4.2.	In no event shall Jenkins be liable to Licensee or any third party for any loss of profits, business interruption, or loss of business information; any incidental, special, exemplary, or consequential damages; or any claims or demands brought against Licensee, even if Jenkins has been advised of the possibility of such damages.

SECTION 5: CONFIDENTIALITY 

Except for disclosure to responsible employees and professional advisors on a confidential and as-necessary basis in order to fulfill the purpose of this Agreement, Licensee shall not disclose to any third party any of Jenkins’ proprietary information, including, without limitation, the Program.

SECTION 6: NOTICES

Any notice due or to be given hereunder to Jenkins shall be in writing by U.S. mail or commercial delivery service such as Federal Express and delivered to Jenkins at Jenkins Software, 3151 Airway Ave.
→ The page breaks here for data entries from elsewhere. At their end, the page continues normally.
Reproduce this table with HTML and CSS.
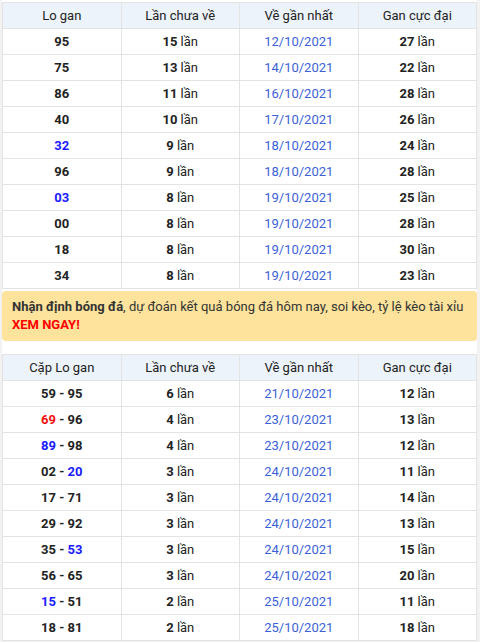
FILE: index.html
```html
<!DOCTYPE html>
<html lang="vi">
<head>
<meta charset="utf-8">
<link rel="stylesheet" href="styles.css">
</head>
<body>
<div class="page">
  <table class="gan">
    <thead>
      <tr><th>Lo gan</th><th>Lần chưa về</th><th>Về gần nhất</th><th>Gan cực đại</th></tr>
    </thead>
    <tbody>
      <tr><td><b>95</b></td><td><b>15</b> lần</td><td class="date">12/10/2021</td><td><b>27</b> lần</td></tr>
      <tr><td><b>75</b></td><td><b>13</b> lần</td><td class="date">14/10/2021</td><td><b>22</b> lần</td></tr>
      <tr><td><b>86</b></td><td><b>11</b> lần</td><td class="date">16/10/2021</td><td><b>28</b> lần</td></tr>
      <tr><td><b>40</b></td><td><b>10</b> lần</td><td class="date">17/10/2021</td><td><b>26</b> lần</td></tr>
      <tr><td><b class="blue">32</b></td><td><b>9</b> lần</td><td class="date">18/10/2021</td><td><b>24</b> lần</td></tr>
      <tr><td><b>96</b></td><td><b>9</b> lần</td><td class="date">18/10/2021</td><td><b>28</b> lần</td></tr>
      <tr><td><b class="blue">03</b></td><td><b>8</b> lần</td><td class="date">19/10/2021</td><td><b>25</b> lần</td></tr>
      <tr><td><b>00</b></td><td><b>8</b> lần</td><td class="date">19/10/2021</td><td><b>28</b> lần</td></tr>
      <tr><td><b>18</b></td><td><b>8</b> lần</td><td class="date">19/10/2021</td><td><b>30</b> lần</td></tr>
      <tr><td><b>34</b></td><td><b>8</b> lần</td><td class="date">19/10/2021</td><td><b>23</b> lần</td></tr>
    </tbody>
  </table>

  <div class="notice">
    <b>Nhận định bóng đá</b>, dự đoán kết quả bóng đá hôm nay, soi kèo, tỷ lệ kèo tài xỉu <b class="red">XEM NGAY!</b>
  </div>

  <table class="gan second">
    <thead>
      <tr><th>Cặp Lo gan</th><th>Lần chưa về</th><th>Về gần nhất</th><th>Gan cực đại</th></tr>
    </thead>
    <tbody>
      <tr><td><b>59 - 95</b></td><td><b>6</b> lần</td><td class="date">21/10/2021</td><td><b>12</b> lần</td></tr>
      <tr><td><b><span class="red">69</span> - 96</b></td><td><b>4</b> lần</td><td class="date">23/10/2021</td><td><b>13</b> lần</td></tr>
      <tr><td><b><span class="blue">89</span> - 98</b></td><td><b>4</b> lần</td><td class="date">23/10/2021</td><td><b>12</b> lần</td></tr>
      <tr><td><b>02 - <span class="blue">20</span></b></td><td><b>3</b> lần</td><td class="date">24/10/2021</td><td><b>11</b> lần</td></tr>
      <tr><td><b>17 - 71</b></td><td><b>3</b> lần</td><td class="date">24/10/2021</td><td><b>14</b> lần</td></tr>
      <tr><td><b>29 - 92</b></td><td><b>3</b> lần</td><td class="date">24/10/2021</td><td><b>13</b> lần</td></tr>
      <tr><td><b>35 - <span class="blue">53</span></b></td><td><b>3</b> lần</td><td class="date">24/10/2021</td><td><b>15</b> lần</td></tr>
      <tr><td><b>56 - 65</b></td><td><b>3</b> lần</td><td class="date">24/10/2021</td><td><b>20</b> lần</td></tr>
      <tr><td><b><span class="blue">15</span> - 51</b></td><td><b>2</b> lần</td><td class="date">25/10/2021</td><td><b>11</b> lần</td></tr>
      <tr><td><b>18 - 81</b></td><td><b>2</b> lần</td><td class="date">25/10/2021</td><td><b>18</b> lần</td></tr>
    </tbody>
  </table>
</div>
</body>
</html>
```

FILE: styles.css
```css
html, body {
  margin: 0;
  padding: 0;
  background: #f2f2f2;
}
body {
  font-family: Roboto, "Liberation Sans", Arial, sans-serif;
  font-size: 13px;
  color: #222;
}
.page {
  margin: 0 3px 0 2px;
  padding-top: 2px;
  background: #fff;
}
.gan {
  width: 100%;
  border-collapse: collapse;
  table-layout: fixed;
  background: #fff;
}
.gan th, .gan td {
  border: 1px solid #e3e3e3;
  height: 25px;
  padding: 0;
  text-align: center;
  vertical-align: middle;
}
.gan th {
  background: #edf3fb;
  font-weight: normal;
  color: #222;
}
.gan td b {
  font-weight: bold;
  color: #222;
}
.gan td .blue, .gan td b.blue {
  color: #1a1aff;
}
.gan td .red {
  color: #f01010;
}
.gan td.date {
  color: #3b5fd8;
}
.notice {
  margin-top: 2px;
  background: #fde39c;
  border-radius: 4px;
  padding: 7px 6px 7px 10px;
  line-height: 18px;
  color: #333;
}
.notice b {
  color: #333;
}
.notice b.red {
  color: #f00;
}
.second {
  margin-top: 13px;
}
```
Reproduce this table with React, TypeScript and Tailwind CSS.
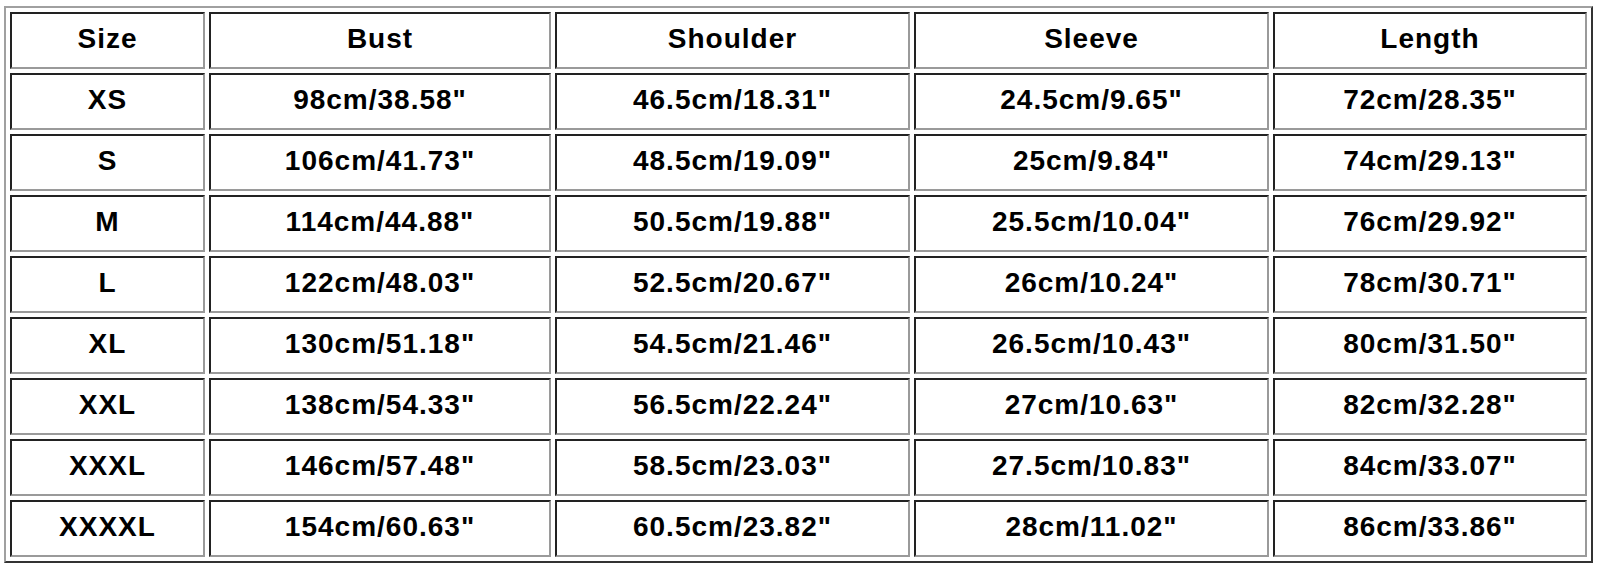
const headers = ["Size", "Bust", "Shoulder", "Sleeve", "Length"];

const widths = ["w-[195px]", "w-[342px]", "w-[355px]", "w-[355px]", "w-[314px]"];

const rows: string[][] = [
  ["XS", '98cm/38.58"', '46.5cm/18.31"', '24.5cm/9.65"', '72cm/28.35"'],
  ["S", '106cm/41.73"', '48.5cm/19.09"', '25cm/9.84"', '74cm/29.13"'],
  ["M", '114cm/44.88"', '50.5cm/19.88"', '25.5cm/10.04"', '76cm/29.92"'],
  ["L", '122cm/48.03"', '52.5cm/20.67"', '26cm/10.24"', '78cm/30.71"'],
  ["XL", '130cm/51.18"', '54.5cm/21.46"', '26.5cm/10.43"', '80cm/31.50"'],
  ["XXL", '138cm/54.33"', '56.5cm/22.24"', '27cm/10.63"', '82cm/32.28"'],
  ["XXXL", '146cm/57.48"', '58.5cm/23.03"', '27.5cm/10.83"', '84cm/33.07"'],
  ["XXXXL", '154cm/60.63"', '60.5cm/23.82"', '28cm/11.02"', '86cm/33.86"'],
];

const cell =
  "h-[57px] border-2 border-t-[#222] border-l-[#222] border-b-[#9a9a9a] border-r-[#9a9a9a] p-0 pb-[3px] text-center align-middle";

export default function App() {
  return (
    <div className="min-h-[565px] bg-white pl-1 pt-1.5 font-['Liberation_Sans',Arial,sans-serif] text-[28px] leading-none tracking-[1px] font-bold text-black">
      <table className="table-fixed border-separate border-spacing-1 border-2 border-t-[#a0a0a0] border-l-[#a0a0a0] border-b-[#333] border-r-[#333]">
        <thead>
          <tr>
            {headers.map((h, i) => (
              <th key={h} className={`${cell} ${widths[i]} font-bold`}>
                {h}
              </th>
            ))}
          </tr>
        </thead>
        <tbody>
          {rows.map((r) => (
            <tr key={r[0]}>
              {r.map((v, i) => (
                <td key={i} className={cell}>
                  {v}
                </td>
              ))}
            </tr>
          ))}
        </tbody>
      </table>
    </div>
  );
}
Building K 105, Costa Mesa, CA 92626.

SECTION 7: MISCELLANEOUS

7.1.	The obligations of this Agreement are personal to Licensee.  Licensee may not assign or transfer its rights or obligations under this Agreement without the prior written consent of Jenkins.
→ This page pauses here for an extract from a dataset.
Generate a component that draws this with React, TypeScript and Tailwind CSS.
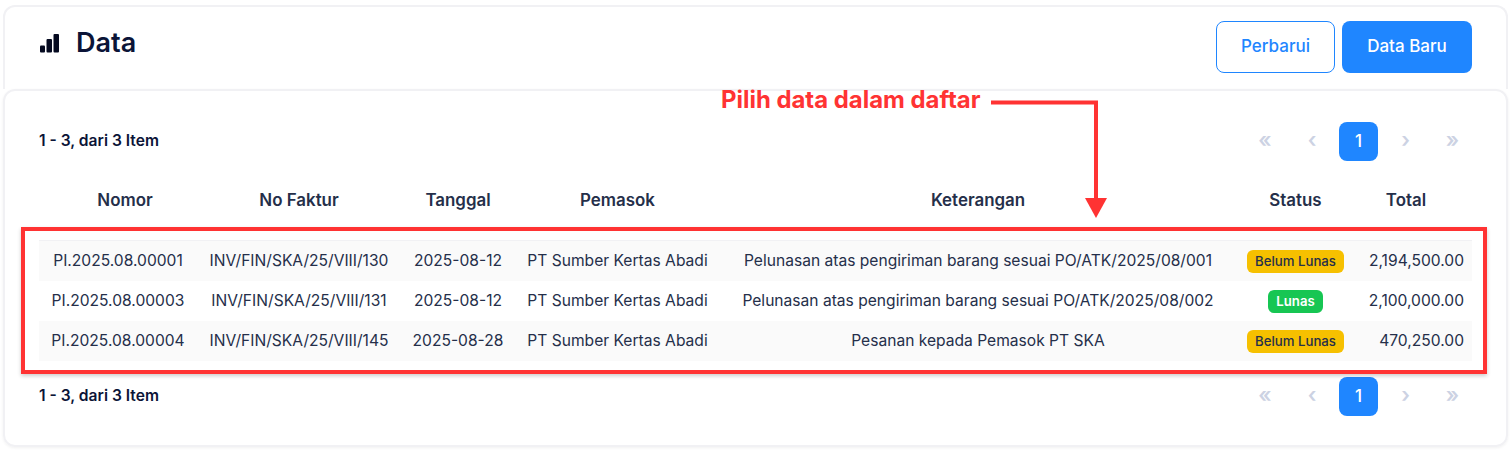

7.2.	This Agreement shall be governed in accordance with the laws of the State of California.  Any dispute arising out of this Agreement shall be finally and exclusively settled in the state or federal courts located in Los Angeles County in the State of California.
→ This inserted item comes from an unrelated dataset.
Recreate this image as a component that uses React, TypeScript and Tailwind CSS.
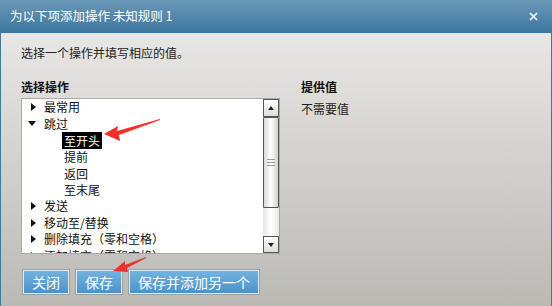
import React from "react";

const font = { fontFamily: '"Noto Sans CJK SC", "Liberation Sans", sans-serif' };

type Row = { label: string; level: 0 | 1; arrow?: "right" | "down"; selected?: boolean };

const rows: Row[] = [
  { label: "最常用", level: 0, arrow: "right" },
  { label: "跳过", level: 0, arrow: "down" },
  { label: "至开头", level: 1, selected: true },
  { label: "提前", level: 1 },
  { label: "返回", level: 1 },
  { label: "至末尾", level: 1 },
  { label: "发送", level: 0, arrow: "right" },
  { label: "移动至/替换", level: 0, arrow: "right" },
  { label: "删除填充（零和空格）", level: 0, arrow: "right" },
  { label: "添加填充（零和空格）", level: 0, arrow: "right" },
];

function Caret({ dir }: { dir: "right" | "down" }) {
  if (dir === "right")
    return (
      <svg width="5" height="8" viewBox="0 0 5 8" className="block">
        <polygon points="0,0 5,4 0,8" fill="#111" />
      </svg>
    );
  return (
    <svg width="8" height="5" viewBox="0 0 8 5" className="block">
      <polygon points="0,0 8,0 4,5" fill="#111" />
    </svg>
  );
}

function Button({ children, w }: { children: React.ReactNode; w: string }) {
  return (
    <button
      className={`${w} h-[24px] border border-[#dfe8ee] shadow-[0_0_0_1px_#9aa3a8] bg-gradient-to-b from-[#72b2e0] to-[#4c93c9] text-white text-[14px] leading-none flex items-center justify-center`}
      style={font}
    >
      {children}
    </button>
  );
}

export default function App() {
  return (
    <div className="relative w-[552px] h-[306px] overflow-hidden" style={font}>
      {/* title bar */}
      <div className="h-[33px] bg-gradient-to-b from-[#6b98b6] to-[#3c76a0] flex items-center justify-between pl-[10px] pr-[14px]">
        <span className="text-white text-[12.5px]">为以下项添加操作 未知规则 1</span>
        <svg width="9" height="9" viewBox="0 0 9 9">
          <path d="M1 1 L8 8 M8 1 L1 8" stroke="#fff" strokeWidth="1.6" />
        </svg>
      </div>

      {/* body */}
      <div className="h-[273px] border-x border-[#3f79a2] bg-gradient-to-b from-[#e8e7e5] to-[#bab9b4] pl-[20px] pt-[11px]">
        <p className="text-[12px] text-[#222] leading-[18px]">选择一个操作并填写相应的值。</p>

        <div className="flex mt-[17px]">
          <div className="w-[259px]">
            <div className="text-[12px] font-bold text-[#111] leading-[16px] h-[19px]">选择操作</div>
            <div className="flex h-[156px] border border-[#a9a9a9] bg-white">
              <div className="flex-1 overflow-hidden">
                {rows.map((r, i) => (
                  <div key={i} className="h-[16.5px] flex items-center text-[12px] text-[#111] whitespace-nowrap">
                    {r.level === 0 ? (
                      <>
                        <span className="w-[22px] flex justify-end pr-[8px] shrink-0">
                          {r.arrow && <Caret dir={r.arrow} />}
                        </span>
                        <span>{r.label}</span>
                      </>
                    ) : (
                      <span
                        className={`ml-[40px] px-[2px] leading-[17px] ${
                          r.selected ? "bg-black text-white" : ""
                        }`}
                      >
                        {r.label}
                      </span>
                    )}
                  </div>
                ))}
              </div>
              {/* scrollbar */}
              <div className="w-[16px] flex flex-col bg-gradient-to-r from-[#e6e6e6] via-white to-[#e6e6e6]">
                <div className="h-[18px] border border-[#555] bg-gradient-to-b from-white to-[#dcdcdc] flex items-center justify-center">
                  <svg width="6" height="4" viewBox="0 0 6 4">
                    <polygon points="0,4 6,4 3,0" fill="#222" />
                  </svg>
                </div>
                <div className="h-[91px] border border-[#555] rounded-[1px] bg-gradient-to-r from-[#d9d9d9] via-white to-[#d0d0d0] flex flex-col items-center justify-center gap-[2px]">
                  <div className="w-[8px] h-px bg-[#999]" />
                  <div className="w-[8px] h-px bg-[#999]" />
                  <div className="w-[8px] h-px bg-[#999]" />
                </div>
                <div className="flex-1" />
                <div className="h-[17px] border border-[#555] bg-gradient-to-b from-white to-[#dcdcdc] flex items-center justify-center">
                  <svg width="6" height="4" viewBox="0 0 6 4">
                    <polygon points="0,0 6,0 3,4" fill="#222" />
                  </svg>
                </div>
              </div>
            </div>
          </div>
          <div className="ml-[21px]">
            <div className="text-[12px] font-bold text-[#111] leading-[16px] h-[19px]">提供值</div>
            <div className="text-[12px] text-[#222] leading-[16px] mt-[3px]">不需要值</div>
          </div>
        </div>

        <div className="flex gap-[7px] mt-[16px] ml-[2px]">
          <Button w="w-[46px]">关闭</Button>
          <Button w="w-[46px]">保存</Button>
          <Button w="w-[130px]">保存并添加另一个</Button>
        </div>
      </div>

      {/* red annotation arrows */}
      <svg className="absolute left-0 top-0 pointer-events-none" width="552" height="306">
        <polygon points="160,119 117,131 118,126 104,134 120,141 119,135 160,120" fill="#f0302a" />
        <polygon points="146,257 125,265 125,261 113,271 128,272 127,268 146,258" fill="#f0302a" />
      </svg>
    </div>
  );
}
7.3.	This Agreement constitutes the entire and exclusive agreement between the parties hereto with respect to the subject matter hereof, and may only be amended by a writing executed by both parties.

7.4	This Agreement will not be governed by the United Nations Convention of Contracts for the International Sale of Goods, the application of which is hereby expressly excluded.

7.5.	The use of the singular herein includes the plural and vice versa; the use of the neuter includes the masculine and the feminine.

7.6.	Notwithstanding anything herein to the contrary, nothing in this Agreement shall be deemed or construed to confer any rights of third-party beneficiary on any person.